● Data section

= = = =

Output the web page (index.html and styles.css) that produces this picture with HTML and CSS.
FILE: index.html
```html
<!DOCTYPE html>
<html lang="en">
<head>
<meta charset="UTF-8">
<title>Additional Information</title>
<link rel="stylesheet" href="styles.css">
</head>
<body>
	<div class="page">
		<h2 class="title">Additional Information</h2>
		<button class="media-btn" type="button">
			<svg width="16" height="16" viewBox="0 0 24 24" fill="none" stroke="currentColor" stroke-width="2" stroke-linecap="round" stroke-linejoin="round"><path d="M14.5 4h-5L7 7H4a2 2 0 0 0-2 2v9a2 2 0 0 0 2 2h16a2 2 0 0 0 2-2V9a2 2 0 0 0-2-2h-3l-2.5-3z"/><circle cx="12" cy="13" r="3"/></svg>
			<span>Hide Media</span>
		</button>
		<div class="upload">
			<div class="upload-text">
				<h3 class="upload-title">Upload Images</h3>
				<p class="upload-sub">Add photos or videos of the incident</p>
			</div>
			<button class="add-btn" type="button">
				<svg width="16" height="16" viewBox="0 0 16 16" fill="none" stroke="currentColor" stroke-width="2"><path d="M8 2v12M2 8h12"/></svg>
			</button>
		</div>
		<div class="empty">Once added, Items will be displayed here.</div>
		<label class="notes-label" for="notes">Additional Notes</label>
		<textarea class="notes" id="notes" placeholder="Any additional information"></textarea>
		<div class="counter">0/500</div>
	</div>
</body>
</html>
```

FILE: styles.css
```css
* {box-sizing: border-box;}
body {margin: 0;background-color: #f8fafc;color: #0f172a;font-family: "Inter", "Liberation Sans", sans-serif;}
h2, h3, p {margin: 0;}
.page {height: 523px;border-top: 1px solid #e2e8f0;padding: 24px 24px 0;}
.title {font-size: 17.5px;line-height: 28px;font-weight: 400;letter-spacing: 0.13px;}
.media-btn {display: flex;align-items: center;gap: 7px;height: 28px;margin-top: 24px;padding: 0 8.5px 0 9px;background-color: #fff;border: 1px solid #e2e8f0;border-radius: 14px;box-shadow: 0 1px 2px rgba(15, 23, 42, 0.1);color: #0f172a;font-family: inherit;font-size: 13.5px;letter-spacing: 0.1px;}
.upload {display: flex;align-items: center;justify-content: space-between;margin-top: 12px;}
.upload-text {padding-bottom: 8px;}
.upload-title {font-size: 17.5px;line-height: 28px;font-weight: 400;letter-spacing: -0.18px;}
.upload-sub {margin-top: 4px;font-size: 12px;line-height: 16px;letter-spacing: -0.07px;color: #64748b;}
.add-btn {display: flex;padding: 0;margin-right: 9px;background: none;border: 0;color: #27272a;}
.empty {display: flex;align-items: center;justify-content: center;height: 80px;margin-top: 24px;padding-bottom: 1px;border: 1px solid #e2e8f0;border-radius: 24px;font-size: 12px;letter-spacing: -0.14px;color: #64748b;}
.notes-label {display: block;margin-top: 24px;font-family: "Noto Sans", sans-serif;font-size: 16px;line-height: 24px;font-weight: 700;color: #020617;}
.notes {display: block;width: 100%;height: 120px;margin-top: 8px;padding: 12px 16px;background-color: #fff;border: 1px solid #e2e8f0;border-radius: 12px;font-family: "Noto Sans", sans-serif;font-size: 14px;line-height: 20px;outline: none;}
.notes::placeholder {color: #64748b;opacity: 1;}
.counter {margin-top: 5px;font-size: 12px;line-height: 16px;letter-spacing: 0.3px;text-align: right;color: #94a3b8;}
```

= = = =

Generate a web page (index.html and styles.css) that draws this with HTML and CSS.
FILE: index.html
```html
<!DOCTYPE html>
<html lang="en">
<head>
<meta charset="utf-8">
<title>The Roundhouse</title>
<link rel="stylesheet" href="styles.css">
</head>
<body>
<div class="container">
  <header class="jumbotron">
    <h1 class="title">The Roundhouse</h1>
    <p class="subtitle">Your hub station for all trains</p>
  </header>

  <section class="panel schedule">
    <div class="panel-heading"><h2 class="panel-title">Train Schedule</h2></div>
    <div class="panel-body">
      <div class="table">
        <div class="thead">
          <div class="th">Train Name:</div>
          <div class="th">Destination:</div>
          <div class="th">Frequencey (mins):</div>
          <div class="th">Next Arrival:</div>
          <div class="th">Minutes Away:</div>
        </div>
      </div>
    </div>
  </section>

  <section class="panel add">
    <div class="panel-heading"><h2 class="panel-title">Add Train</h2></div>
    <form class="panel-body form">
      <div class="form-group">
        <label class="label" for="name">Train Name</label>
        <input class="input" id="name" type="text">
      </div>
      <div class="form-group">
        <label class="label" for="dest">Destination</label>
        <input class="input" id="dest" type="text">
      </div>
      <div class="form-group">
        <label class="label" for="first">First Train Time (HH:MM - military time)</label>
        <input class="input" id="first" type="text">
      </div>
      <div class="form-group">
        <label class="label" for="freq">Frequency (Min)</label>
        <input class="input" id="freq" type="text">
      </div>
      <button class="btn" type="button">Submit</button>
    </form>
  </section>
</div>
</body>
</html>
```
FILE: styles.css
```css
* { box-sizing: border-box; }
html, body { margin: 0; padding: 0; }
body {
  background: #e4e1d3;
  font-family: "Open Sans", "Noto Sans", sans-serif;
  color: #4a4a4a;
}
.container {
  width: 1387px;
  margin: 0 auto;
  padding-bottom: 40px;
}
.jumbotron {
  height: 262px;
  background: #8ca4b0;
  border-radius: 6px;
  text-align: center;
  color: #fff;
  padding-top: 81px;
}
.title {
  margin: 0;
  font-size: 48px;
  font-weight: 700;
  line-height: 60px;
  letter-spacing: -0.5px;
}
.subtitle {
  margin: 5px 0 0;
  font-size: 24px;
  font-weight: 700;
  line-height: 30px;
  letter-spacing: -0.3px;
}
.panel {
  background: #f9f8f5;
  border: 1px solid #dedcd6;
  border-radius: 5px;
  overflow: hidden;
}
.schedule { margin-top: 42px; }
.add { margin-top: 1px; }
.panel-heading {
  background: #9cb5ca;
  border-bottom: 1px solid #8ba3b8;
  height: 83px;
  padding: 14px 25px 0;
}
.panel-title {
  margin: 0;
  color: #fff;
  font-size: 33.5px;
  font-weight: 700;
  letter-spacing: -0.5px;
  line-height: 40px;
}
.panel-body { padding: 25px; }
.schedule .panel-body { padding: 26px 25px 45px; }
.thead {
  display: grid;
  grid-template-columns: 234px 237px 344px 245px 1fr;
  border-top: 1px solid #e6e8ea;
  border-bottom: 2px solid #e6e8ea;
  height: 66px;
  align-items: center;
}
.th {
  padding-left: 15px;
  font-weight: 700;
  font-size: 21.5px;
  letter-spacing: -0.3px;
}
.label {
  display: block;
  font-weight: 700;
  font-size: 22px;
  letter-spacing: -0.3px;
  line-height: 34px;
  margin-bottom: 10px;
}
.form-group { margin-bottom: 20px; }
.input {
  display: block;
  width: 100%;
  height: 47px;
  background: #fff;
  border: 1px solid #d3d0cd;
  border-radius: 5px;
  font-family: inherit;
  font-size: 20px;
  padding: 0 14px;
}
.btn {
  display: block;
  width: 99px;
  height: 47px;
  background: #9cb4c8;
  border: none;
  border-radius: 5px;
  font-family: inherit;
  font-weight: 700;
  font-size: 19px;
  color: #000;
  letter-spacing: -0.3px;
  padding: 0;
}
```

= = = =

● Short problem
Identify and copy all lines with the word "that".

● Exercise answer
Output the web page (index.html and styles.css) that produces this picture with HTML and CSS.
Generate a web page (index.html and styles.css) that draws this with HTML and CSS.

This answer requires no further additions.